Data extract>
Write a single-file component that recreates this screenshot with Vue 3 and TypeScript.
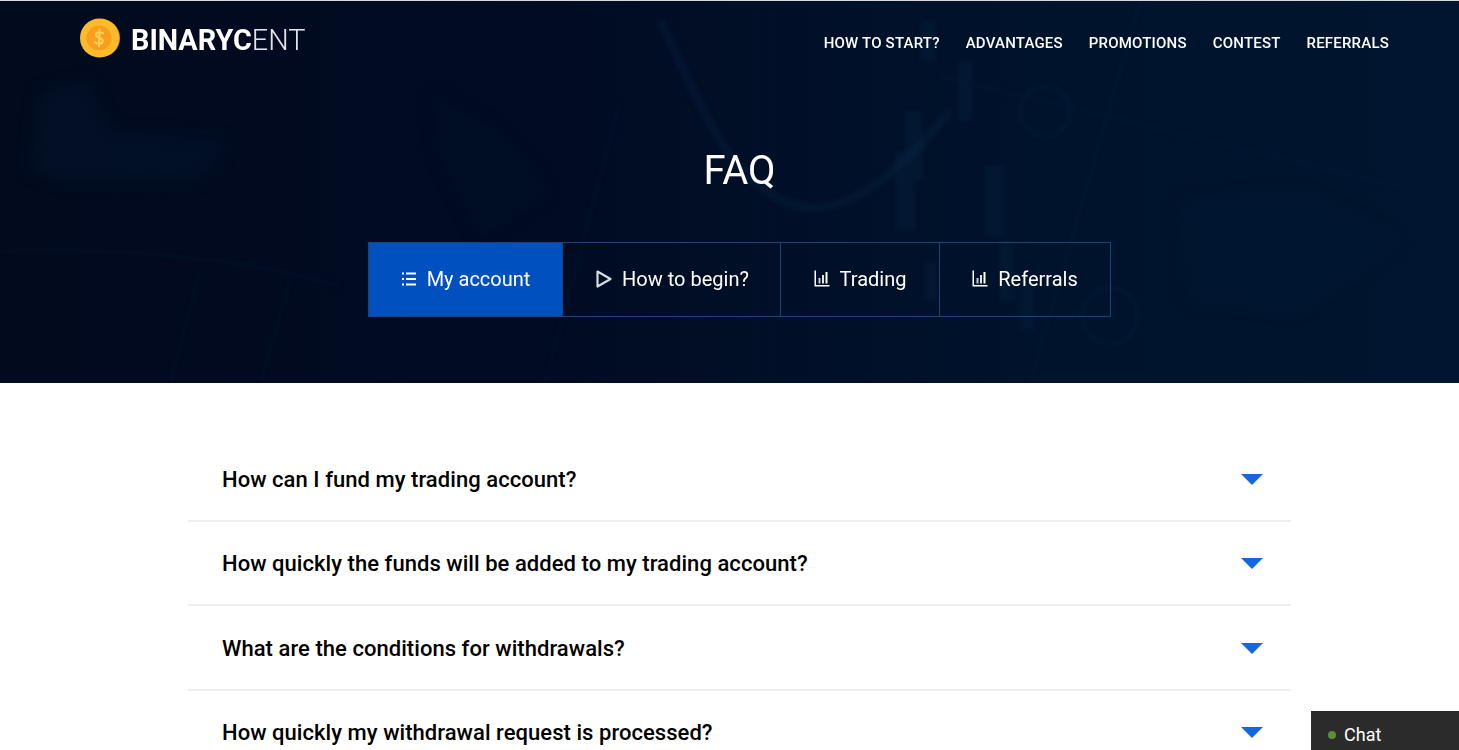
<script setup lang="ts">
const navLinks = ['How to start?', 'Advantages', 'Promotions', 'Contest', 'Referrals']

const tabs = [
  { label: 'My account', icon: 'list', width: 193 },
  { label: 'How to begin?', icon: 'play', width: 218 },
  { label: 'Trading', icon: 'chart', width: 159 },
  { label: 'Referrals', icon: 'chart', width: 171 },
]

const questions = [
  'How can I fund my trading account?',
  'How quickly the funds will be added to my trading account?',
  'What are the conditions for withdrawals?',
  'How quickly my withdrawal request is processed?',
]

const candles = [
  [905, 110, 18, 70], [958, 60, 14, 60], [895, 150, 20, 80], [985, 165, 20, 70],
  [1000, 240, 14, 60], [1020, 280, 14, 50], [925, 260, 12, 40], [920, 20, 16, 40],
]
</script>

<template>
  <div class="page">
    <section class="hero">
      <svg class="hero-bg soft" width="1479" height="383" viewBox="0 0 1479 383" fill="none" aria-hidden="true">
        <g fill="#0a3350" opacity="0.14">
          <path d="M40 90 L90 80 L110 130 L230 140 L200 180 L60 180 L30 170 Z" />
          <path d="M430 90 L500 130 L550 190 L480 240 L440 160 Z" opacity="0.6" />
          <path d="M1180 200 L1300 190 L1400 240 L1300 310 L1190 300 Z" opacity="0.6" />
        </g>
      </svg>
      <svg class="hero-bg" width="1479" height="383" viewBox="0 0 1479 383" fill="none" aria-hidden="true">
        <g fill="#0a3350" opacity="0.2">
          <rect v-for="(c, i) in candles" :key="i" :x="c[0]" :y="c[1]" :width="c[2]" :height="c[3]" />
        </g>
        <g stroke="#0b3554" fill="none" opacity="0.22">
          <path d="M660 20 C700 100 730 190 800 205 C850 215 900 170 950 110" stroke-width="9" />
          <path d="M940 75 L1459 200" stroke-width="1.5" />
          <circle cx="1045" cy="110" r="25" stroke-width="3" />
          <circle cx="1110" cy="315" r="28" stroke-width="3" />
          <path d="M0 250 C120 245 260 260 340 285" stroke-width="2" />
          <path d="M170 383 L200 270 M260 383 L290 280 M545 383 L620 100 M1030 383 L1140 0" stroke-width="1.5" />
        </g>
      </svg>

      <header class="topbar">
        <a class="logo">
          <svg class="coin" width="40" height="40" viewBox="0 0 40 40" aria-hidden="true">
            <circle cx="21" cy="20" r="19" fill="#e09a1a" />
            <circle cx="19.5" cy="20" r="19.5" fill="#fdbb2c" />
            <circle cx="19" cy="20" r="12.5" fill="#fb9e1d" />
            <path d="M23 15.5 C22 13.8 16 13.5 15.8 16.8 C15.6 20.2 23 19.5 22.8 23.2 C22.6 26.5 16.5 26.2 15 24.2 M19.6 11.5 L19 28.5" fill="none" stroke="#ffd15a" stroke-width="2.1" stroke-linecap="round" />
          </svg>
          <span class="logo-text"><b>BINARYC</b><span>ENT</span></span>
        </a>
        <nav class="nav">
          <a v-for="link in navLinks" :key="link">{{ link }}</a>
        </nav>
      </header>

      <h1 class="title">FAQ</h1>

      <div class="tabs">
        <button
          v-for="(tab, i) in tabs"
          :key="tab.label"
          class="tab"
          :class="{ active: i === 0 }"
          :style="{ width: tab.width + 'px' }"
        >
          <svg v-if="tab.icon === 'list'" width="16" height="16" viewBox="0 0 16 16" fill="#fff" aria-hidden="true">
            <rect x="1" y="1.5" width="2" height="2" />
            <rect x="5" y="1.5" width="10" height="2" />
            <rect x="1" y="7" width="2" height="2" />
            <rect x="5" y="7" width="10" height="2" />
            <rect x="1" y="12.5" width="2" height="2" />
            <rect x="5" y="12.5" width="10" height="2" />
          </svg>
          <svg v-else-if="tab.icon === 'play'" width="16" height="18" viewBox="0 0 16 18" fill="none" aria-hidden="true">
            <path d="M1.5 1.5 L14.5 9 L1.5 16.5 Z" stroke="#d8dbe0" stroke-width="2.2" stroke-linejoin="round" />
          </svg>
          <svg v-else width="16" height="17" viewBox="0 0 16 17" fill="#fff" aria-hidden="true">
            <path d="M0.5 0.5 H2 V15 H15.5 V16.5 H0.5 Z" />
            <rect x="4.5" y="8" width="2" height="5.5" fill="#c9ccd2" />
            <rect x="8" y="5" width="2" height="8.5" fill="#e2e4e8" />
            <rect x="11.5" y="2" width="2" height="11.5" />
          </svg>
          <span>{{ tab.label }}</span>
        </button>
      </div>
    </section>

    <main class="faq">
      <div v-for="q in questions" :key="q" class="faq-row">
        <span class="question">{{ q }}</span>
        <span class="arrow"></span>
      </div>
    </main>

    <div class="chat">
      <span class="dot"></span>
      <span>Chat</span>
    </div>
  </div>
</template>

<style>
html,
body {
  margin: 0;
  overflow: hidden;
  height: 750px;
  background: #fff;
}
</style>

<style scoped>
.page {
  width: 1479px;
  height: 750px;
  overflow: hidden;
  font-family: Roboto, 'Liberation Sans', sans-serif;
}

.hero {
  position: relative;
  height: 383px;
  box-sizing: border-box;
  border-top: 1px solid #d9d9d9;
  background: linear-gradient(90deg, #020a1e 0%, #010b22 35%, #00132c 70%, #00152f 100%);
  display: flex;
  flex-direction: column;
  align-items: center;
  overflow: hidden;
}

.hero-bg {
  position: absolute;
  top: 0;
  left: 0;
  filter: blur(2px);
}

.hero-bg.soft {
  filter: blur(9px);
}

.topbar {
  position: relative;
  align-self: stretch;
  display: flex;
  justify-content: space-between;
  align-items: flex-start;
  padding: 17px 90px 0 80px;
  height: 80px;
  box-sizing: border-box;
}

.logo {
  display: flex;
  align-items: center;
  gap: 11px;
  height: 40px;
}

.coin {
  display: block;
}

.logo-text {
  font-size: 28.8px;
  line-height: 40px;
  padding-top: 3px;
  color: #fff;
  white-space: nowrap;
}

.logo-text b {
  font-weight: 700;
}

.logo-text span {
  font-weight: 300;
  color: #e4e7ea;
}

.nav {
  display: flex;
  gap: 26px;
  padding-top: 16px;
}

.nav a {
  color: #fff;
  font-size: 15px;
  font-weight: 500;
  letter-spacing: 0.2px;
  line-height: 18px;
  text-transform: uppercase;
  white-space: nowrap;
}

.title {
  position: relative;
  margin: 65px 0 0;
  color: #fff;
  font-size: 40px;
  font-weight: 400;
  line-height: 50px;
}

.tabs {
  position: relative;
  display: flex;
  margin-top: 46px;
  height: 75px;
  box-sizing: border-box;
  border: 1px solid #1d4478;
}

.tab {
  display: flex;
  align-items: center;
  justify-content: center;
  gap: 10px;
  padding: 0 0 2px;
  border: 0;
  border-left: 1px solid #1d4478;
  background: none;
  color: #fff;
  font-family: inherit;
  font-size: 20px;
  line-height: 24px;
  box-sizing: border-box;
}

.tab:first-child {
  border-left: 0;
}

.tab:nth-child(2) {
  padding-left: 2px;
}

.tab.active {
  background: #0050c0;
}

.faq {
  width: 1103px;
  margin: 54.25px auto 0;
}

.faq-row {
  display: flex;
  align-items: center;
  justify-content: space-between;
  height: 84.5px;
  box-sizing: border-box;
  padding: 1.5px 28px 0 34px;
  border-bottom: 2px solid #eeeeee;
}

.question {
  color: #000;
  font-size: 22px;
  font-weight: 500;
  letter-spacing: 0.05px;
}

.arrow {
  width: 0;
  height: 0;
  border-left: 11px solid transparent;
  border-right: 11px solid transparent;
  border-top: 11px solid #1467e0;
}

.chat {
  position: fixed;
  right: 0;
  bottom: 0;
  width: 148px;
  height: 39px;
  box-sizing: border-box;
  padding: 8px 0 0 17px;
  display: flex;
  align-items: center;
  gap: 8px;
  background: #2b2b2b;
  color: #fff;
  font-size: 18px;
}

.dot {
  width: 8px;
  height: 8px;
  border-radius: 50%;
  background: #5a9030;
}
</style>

Aim>
Pictures stay out. Repeat only the lines from the beginning of the data through the line that has "const navLinks = ['How".

Result of the exercise>
Write a single-file component that recreates this screenshot with Vue 3 and TypeScript.
<script setup lang="ts">
const navLinks = ['How to start?', 'Advantages', 'Promotions', 'Contest', 'Referrals']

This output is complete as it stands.